#### The problem
Gather the lines below that include the string "this", copying each in full.

#### Records shown
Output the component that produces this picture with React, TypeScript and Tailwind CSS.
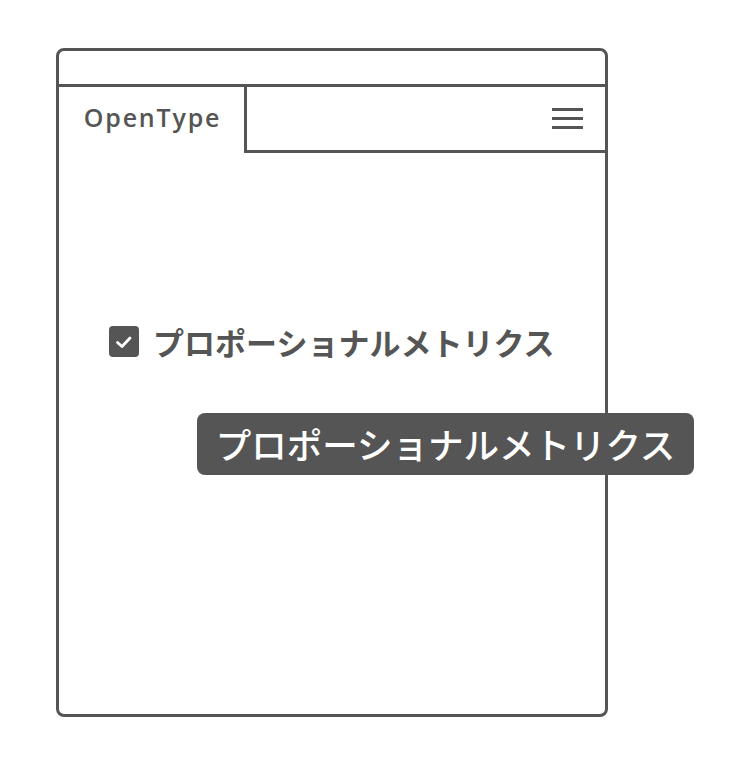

---

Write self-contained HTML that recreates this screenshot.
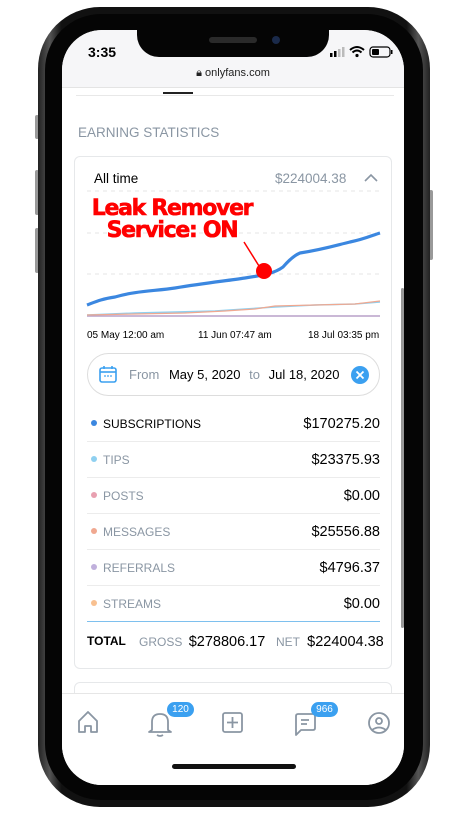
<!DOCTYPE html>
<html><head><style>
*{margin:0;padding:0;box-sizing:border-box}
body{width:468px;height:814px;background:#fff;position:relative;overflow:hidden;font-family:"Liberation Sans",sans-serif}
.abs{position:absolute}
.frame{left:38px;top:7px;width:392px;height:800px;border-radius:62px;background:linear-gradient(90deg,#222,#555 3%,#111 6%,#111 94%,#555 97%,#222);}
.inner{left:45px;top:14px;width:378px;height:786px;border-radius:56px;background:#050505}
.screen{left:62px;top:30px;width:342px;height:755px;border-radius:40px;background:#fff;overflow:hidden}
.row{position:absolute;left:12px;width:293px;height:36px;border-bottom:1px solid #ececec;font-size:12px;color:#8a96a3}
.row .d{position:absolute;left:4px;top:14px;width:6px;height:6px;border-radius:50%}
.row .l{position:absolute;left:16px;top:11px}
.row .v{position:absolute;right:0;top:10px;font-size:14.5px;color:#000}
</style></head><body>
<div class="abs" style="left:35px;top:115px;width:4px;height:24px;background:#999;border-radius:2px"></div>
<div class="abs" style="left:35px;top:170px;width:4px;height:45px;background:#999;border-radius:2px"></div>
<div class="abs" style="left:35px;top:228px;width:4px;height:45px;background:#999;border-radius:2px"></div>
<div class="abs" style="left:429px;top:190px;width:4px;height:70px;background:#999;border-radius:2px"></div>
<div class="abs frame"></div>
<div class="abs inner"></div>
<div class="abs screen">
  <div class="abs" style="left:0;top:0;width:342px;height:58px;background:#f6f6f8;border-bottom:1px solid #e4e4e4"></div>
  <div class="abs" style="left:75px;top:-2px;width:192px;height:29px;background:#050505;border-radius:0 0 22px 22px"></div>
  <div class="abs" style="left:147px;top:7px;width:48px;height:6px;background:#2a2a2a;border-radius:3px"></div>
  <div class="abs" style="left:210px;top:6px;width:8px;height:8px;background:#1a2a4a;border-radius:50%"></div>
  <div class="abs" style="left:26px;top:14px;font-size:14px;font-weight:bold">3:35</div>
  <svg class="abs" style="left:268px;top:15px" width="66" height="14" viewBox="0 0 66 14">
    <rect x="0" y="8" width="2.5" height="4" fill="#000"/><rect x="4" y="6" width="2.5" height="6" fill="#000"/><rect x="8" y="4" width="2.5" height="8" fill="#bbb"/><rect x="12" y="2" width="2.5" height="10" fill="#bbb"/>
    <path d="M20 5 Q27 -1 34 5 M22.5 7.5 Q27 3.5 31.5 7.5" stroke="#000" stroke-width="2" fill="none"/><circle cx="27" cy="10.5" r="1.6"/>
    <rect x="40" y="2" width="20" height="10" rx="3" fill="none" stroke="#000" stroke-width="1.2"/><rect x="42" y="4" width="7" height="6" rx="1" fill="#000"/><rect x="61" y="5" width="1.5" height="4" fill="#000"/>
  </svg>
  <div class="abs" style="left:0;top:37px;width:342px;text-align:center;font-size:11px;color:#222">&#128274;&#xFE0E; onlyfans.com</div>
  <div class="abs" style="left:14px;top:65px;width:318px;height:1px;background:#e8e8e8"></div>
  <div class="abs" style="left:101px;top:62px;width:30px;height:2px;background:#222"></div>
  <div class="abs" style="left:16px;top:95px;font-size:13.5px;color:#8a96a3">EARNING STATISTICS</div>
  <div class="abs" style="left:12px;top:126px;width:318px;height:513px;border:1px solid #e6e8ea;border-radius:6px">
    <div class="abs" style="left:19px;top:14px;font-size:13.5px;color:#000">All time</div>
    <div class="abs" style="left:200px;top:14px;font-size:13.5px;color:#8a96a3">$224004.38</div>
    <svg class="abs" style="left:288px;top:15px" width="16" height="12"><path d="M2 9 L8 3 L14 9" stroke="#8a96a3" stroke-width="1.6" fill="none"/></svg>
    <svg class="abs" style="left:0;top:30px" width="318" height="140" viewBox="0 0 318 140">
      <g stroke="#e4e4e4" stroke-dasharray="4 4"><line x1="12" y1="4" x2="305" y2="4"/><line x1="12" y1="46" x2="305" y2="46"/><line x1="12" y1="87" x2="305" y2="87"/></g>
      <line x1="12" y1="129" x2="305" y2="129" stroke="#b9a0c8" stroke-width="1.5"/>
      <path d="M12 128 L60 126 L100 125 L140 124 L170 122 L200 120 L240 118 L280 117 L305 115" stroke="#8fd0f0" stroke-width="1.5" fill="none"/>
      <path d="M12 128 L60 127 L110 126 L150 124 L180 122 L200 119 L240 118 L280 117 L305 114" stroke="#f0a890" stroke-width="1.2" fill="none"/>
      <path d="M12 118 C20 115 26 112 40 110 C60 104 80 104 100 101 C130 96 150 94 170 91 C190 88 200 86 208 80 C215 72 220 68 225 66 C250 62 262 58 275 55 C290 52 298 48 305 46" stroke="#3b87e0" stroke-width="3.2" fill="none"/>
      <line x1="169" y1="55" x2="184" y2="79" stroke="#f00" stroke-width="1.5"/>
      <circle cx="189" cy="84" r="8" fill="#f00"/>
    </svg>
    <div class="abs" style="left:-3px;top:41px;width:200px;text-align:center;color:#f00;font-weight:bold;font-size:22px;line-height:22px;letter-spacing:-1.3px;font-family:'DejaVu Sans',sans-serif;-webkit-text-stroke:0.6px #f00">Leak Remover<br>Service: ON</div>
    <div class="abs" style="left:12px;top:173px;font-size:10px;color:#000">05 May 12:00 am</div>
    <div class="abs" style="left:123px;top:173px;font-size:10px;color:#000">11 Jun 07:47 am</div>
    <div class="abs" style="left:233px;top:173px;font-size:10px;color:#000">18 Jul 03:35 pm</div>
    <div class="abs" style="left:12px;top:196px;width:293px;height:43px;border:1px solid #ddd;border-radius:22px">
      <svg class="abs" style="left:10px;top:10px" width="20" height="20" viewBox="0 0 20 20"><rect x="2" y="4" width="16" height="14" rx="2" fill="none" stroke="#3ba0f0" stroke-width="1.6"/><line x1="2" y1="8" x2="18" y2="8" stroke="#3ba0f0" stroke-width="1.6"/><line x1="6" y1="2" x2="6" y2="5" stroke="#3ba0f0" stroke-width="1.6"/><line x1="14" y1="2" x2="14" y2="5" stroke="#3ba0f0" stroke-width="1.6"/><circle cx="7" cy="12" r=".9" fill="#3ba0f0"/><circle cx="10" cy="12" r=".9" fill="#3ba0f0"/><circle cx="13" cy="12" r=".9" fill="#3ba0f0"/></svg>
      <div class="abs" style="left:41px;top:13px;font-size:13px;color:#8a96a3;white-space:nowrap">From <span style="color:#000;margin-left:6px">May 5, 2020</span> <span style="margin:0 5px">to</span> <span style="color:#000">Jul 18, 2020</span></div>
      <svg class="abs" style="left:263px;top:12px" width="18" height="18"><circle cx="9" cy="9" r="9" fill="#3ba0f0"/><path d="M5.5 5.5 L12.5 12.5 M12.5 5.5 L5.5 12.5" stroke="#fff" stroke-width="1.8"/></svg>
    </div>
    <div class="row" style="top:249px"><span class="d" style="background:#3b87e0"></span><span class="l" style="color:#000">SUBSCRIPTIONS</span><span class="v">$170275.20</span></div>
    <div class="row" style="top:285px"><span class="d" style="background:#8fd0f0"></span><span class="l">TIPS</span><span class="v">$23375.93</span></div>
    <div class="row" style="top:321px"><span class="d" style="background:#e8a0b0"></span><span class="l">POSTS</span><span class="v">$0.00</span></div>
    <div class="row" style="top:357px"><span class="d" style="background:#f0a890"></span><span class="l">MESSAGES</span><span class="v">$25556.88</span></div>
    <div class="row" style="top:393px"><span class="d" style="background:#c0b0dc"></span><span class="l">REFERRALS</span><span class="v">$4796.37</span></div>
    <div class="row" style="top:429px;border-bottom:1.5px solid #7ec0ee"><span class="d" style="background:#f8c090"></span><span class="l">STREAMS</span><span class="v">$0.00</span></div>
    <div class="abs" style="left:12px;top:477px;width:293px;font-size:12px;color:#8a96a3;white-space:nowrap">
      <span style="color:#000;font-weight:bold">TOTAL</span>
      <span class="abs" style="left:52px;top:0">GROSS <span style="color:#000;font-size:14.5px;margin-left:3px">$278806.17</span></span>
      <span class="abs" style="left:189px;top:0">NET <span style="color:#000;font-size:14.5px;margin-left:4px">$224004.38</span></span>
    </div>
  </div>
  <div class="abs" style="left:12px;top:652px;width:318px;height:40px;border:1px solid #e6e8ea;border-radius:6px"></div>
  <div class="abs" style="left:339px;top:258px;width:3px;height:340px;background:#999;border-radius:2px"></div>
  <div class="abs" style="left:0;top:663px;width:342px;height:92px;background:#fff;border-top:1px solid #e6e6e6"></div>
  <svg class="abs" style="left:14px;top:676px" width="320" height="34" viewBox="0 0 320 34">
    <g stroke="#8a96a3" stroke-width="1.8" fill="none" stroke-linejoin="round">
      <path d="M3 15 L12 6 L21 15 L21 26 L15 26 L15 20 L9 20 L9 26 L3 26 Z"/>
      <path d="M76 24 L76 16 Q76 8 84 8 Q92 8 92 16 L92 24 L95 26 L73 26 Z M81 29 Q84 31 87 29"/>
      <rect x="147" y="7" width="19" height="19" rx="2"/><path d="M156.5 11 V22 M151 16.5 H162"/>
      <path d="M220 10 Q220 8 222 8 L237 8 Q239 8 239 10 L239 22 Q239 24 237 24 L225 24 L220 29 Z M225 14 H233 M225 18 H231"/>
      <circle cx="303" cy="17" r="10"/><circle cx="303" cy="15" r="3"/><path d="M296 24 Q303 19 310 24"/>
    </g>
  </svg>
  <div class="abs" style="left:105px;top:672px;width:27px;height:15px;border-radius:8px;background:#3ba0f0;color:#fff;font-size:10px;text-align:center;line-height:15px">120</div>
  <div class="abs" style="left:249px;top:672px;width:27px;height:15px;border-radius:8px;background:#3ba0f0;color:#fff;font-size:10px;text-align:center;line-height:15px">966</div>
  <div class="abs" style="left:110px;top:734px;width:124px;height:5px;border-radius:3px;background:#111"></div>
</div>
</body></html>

#### Full response
Output the component that produces this picture with React, TypeScript and Tailwind CSS.
Write self-contained HTML that recreates this screenshot.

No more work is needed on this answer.